Oct 30/15 – The CRB/SPX ratio hits a new low

2015-10-30 9am EDT  |  #commodities #stocks

The commodity bear market is now entering its fifth year. Not only has the decline been relentless, but it has accelerated in the last eighteen months.

Although it seems quaint now, when the Federal Reserve initiated the first Quantitative Easing program, investors rushed into commodities to protect themselves from the “inevitable” inflation. I managed to dig up this Reuters article from 2010 that summed up the mood at the time:

QE will favour most commodity investments in comparison with low-risk assets such as cash and bonds.

A rising tide of easy money will lift all commodities, but not equally. Differential impact from QE will provide perfect conditions to test the claims of a new generation of dynamic commodity indices (such as the SummerHaven/U.S. Commodity Funds Commodity Index) as well as fundamentals-based relative value active managers (such as VOC Capital Management and Curium Capital) that they can generate enhanced returns.

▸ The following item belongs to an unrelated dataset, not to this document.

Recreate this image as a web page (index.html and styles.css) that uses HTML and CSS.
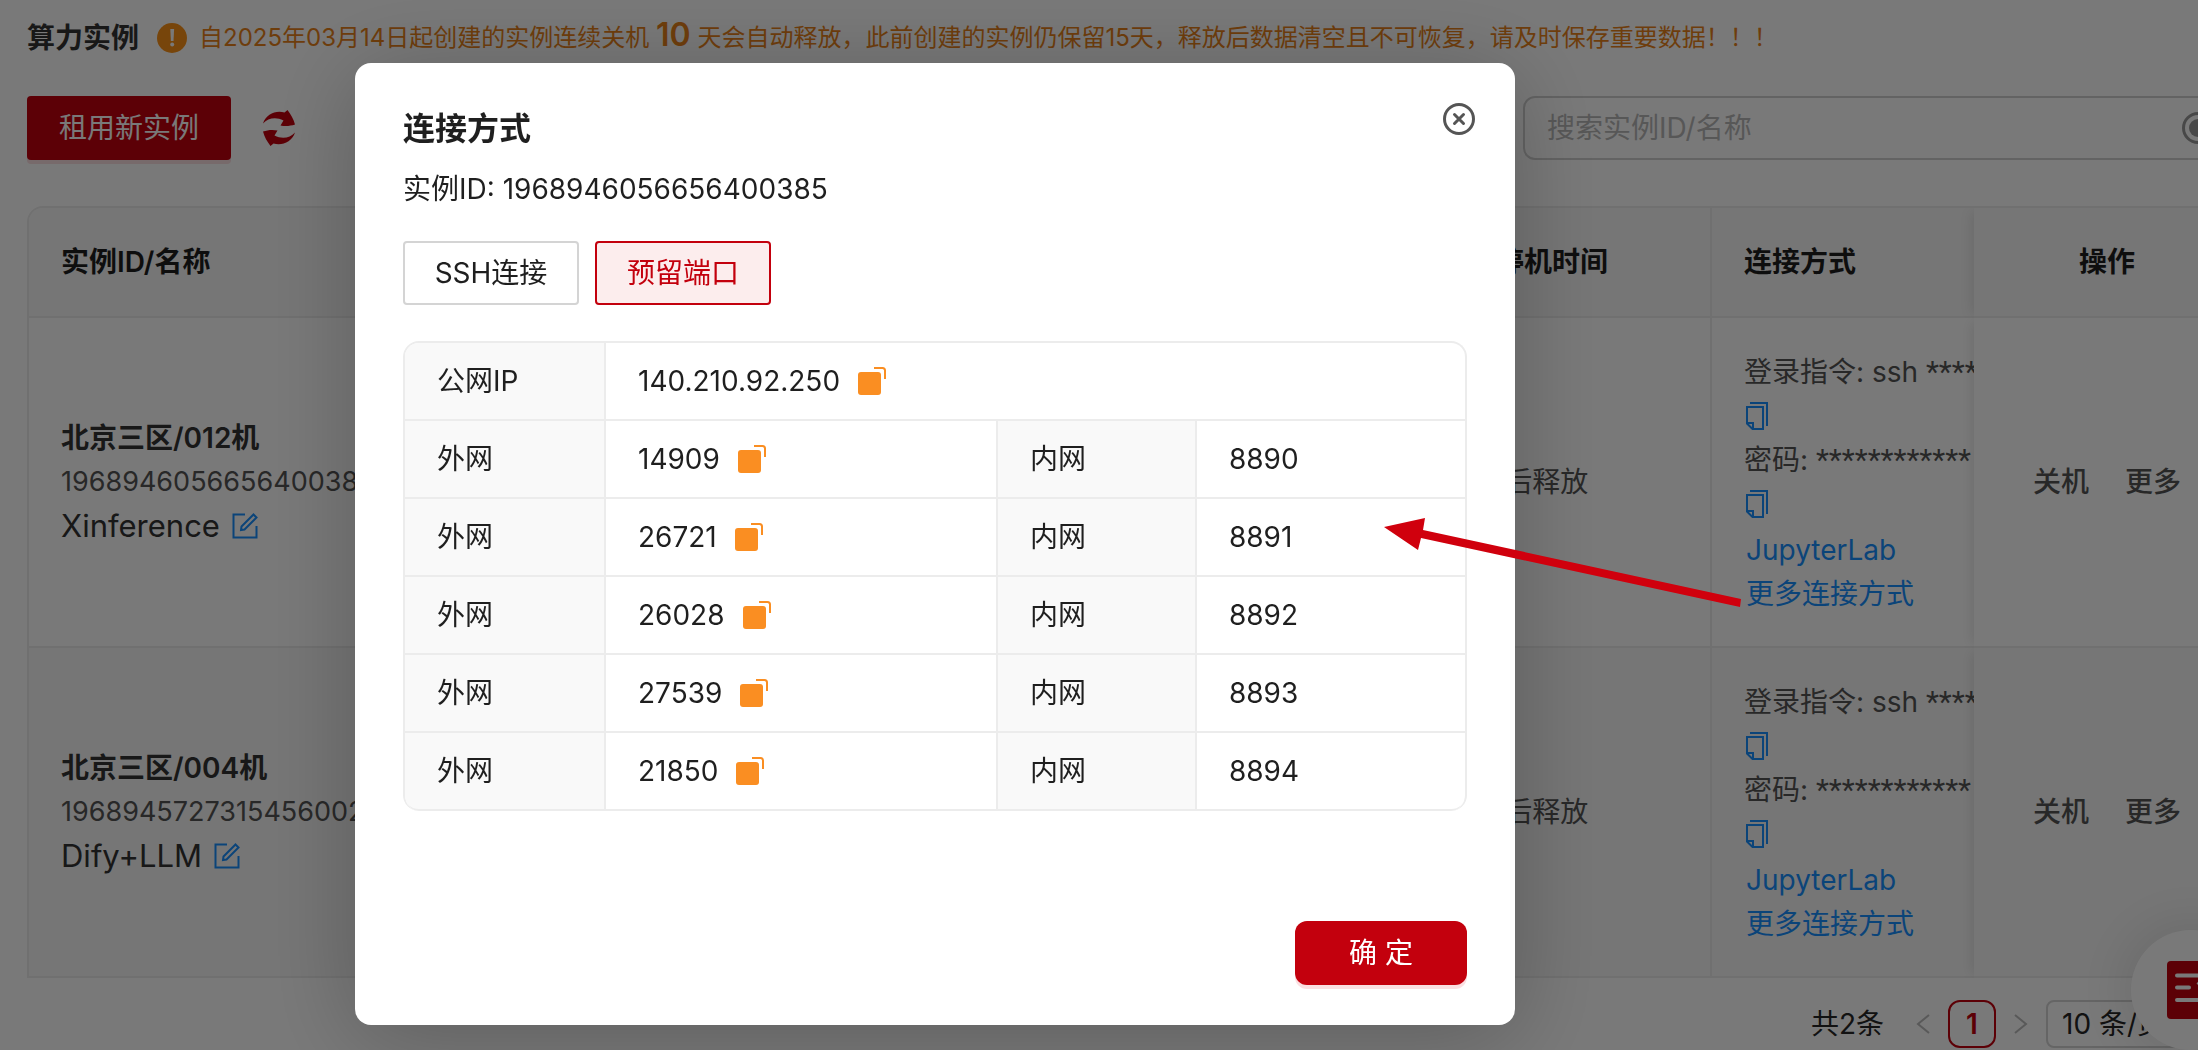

For the first couple of years of QE, commodities followed (and in fact often led) most risk assets higher as the Federal Reserve expanded their balance sheet.

But in 2012 something changed. Commodities started to slump. And when the Federal Reserve introduced QE3 (dubbed QE infinity because it had no set amount nor an end date), the stimulus didn’t lift commodities, but instead went straight into the stock market.

Commodities went sideways as the Federal Reserve was expanding their balance sheet, but the moment the Fed stopped, commodities quickly collapsed. It has been all downhill since then.

So far stocks have been impervious to the lack of Federal Reserve balance sheet expansion. Absent QE they haven’t been able to rally, but neither have they collapsed.

With the commodity rout and the stubbornly high stock market prices, the ratio between commodities and stocks has pushed down to lows we have not seen since 1998!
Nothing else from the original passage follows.